The lines from the top of the material through the line with "type Pt = [number, number];" are to be set down exactly. Leave the pictures out.

**** Data block ****

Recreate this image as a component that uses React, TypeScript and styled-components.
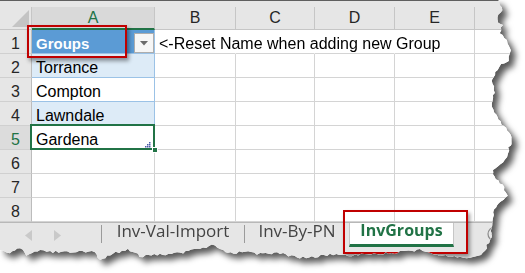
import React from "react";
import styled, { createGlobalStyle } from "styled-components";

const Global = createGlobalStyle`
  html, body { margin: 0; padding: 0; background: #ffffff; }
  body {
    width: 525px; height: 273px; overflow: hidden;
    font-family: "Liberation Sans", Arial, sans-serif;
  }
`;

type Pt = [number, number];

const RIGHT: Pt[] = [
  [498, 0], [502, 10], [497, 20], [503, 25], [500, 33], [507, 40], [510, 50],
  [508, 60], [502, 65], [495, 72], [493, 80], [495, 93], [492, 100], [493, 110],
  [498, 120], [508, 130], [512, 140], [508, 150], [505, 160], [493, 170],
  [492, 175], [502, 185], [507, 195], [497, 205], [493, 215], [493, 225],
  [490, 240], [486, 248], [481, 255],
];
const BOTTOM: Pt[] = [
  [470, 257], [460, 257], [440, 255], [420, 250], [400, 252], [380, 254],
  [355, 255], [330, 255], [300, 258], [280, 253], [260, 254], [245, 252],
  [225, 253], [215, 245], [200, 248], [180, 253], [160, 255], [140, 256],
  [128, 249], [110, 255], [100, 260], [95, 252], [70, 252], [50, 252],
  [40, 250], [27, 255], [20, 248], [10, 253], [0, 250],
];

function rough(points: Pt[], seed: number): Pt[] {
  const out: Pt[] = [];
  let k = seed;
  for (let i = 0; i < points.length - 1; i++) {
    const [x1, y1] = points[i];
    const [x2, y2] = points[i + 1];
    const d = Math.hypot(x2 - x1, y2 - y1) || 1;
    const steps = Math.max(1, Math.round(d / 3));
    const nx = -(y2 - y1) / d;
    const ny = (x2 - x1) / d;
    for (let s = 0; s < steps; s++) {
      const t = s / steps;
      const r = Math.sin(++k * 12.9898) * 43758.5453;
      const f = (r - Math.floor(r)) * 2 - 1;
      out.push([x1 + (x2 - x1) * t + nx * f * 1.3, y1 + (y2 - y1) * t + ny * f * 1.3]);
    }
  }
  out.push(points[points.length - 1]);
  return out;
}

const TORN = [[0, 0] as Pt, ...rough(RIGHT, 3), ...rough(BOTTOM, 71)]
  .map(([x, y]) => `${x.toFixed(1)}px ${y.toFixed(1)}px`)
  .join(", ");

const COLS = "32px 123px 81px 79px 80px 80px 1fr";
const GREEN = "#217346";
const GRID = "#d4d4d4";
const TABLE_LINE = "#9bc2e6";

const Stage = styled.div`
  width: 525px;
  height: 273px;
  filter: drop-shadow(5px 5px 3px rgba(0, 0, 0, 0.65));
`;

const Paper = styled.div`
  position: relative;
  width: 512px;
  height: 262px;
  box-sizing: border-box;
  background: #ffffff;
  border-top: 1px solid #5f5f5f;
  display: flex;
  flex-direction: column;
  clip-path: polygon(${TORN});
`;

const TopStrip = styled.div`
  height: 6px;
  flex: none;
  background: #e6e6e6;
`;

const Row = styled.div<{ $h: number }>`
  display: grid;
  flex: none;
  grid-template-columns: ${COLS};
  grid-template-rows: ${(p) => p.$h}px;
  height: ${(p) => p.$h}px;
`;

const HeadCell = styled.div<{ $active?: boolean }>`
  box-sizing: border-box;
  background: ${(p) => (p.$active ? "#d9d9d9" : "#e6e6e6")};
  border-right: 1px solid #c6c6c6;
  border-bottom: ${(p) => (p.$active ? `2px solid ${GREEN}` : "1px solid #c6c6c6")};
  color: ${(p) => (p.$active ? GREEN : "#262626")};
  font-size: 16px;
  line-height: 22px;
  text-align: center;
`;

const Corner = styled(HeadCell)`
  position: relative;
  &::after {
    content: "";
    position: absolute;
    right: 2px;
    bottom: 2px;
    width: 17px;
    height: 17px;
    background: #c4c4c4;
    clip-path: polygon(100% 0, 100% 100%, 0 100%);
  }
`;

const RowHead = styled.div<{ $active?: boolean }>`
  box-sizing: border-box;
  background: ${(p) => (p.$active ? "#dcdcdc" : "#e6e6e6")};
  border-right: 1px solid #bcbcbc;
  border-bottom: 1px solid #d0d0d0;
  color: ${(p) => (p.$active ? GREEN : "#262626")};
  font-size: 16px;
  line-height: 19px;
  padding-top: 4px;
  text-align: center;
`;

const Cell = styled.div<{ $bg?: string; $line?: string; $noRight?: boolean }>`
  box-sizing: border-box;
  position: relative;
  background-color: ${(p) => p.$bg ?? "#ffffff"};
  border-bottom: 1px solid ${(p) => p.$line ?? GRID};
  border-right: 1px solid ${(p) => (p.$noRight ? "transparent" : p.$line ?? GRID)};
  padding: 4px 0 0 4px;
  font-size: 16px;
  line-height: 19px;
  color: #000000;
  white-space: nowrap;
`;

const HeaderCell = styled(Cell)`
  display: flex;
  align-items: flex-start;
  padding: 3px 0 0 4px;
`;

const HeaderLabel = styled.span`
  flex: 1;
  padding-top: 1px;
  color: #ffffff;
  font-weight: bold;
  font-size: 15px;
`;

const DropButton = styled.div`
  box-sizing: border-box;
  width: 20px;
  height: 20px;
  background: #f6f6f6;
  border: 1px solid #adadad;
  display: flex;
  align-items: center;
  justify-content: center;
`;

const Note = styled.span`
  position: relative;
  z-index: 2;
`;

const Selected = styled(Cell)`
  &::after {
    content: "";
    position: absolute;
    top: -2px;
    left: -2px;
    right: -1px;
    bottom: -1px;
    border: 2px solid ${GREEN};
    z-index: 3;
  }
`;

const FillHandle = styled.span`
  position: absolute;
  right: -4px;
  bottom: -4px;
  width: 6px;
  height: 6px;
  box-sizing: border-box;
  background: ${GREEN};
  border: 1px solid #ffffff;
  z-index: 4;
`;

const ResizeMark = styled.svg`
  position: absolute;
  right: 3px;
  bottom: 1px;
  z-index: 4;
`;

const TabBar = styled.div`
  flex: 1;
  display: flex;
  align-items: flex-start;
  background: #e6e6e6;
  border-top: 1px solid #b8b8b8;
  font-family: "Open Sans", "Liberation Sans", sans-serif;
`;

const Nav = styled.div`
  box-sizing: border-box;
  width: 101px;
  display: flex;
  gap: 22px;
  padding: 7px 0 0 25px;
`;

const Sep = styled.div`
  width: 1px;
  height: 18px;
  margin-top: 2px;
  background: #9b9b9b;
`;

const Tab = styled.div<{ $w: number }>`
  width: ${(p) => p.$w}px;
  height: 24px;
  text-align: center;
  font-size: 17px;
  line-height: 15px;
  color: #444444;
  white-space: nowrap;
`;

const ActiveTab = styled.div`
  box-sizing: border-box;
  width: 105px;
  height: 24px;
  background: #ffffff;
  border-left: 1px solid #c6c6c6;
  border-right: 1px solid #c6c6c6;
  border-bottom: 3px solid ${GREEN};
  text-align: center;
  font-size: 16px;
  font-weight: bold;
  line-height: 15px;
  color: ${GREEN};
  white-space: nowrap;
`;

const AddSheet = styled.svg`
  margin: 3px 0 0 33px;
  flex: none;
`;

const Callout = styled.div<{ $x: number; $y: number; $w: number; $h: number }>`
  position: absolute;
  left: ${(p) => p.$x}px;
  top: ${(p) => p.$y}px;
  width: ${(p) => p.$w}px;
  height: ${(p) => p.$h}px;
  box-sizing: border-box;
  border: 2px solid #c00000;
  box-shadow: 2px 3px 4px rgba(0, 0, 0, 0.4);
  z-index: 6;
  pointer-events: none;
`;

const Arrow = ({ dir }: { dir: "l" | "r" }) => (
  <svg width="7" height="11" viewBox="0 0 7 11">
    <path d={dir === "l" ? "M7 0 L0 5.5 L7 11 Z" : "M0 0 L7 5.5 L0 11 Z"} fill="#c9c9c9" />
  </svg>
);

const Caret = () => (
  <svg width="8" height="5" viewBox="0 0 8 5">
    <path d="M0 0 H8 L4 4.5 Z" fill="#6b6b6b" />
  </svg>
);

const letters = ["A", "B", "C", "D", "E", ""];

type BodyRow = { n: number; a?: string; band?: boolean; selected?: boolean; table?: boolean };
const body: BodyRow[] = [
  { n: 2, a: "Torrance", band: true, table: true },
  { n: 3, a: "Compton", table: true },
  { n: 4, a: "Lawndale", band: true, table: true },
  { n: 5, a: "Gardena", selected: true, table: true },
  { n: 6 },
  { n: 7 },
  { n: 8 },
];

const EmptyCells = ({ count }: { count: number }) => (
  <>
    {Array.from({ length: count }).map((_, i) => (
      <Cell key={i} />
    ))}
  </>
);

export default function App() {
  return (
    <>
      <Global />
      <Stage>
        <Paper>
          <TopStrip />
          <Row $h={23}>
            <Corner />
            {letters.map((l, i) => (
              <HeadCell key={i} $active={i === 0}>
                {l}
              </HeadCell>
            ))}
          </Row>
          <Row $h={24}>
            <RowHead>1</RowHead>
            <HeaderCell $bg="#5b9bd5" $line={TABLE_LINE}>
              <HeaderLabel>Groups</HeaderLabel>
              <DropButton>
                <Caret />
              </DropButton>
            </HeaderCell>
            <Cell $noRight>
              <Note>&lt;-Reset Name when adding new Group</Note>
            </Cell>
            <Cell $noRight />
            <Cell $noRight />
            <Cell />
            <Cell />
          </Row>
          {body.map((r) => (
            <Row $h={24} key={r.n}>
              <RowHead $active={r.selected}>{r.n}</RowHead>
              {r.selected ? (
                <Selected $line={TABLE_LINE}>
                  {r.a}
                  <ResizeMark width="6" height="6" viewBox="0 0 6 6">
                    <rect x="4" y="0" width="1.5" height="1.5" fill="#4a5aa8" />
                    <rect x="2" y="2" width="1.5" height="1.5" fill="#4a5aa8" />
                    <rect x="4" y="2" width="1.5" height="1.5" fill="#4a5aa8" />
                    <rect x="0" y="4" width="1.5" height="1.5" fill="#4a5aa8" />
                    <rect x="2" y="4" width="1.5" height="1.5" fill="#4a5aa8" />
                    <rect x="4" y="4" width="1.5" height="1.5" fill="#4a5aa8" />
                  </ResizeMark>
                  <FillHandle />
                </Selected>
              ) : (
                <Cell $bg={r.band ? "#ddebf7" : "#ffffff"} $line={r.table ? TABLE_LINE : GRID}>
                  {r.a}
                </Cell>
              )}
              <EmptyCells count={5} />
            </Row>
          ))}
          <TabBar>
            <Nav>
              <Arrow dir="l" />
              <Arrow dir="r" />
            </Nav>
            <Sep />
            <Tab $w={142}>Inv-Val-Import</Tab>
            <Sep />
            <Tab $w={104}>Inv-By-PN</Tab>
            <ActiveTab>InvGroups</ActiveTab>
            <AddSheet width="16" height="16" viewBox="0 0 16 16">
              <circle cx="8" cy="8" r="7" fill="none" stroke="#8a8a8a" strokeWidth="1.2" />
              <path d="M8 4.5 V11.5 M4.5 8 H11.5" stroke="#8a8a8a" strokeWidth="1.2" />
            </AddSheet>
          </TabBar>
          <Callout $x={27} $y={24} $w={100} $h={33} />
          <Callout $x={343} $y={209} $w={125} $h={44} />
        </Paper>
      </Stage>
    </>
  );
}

****

- Worked solution -
Recreate this image as a component that uses React, TypeScript and styled-components.
import React from "react";
import styled, { createGlobalStyle } from "styled-components";

const Global = createGlobalStyle`
  html, body { margin: 0; padding: 0; background: #ffffff; }
  body {
    width: 525px; height: 273px; overflow: hidden;
    font-family: "Liberation Sans", Arial, sans-serif;
  }
`;

type Pt = [number, number];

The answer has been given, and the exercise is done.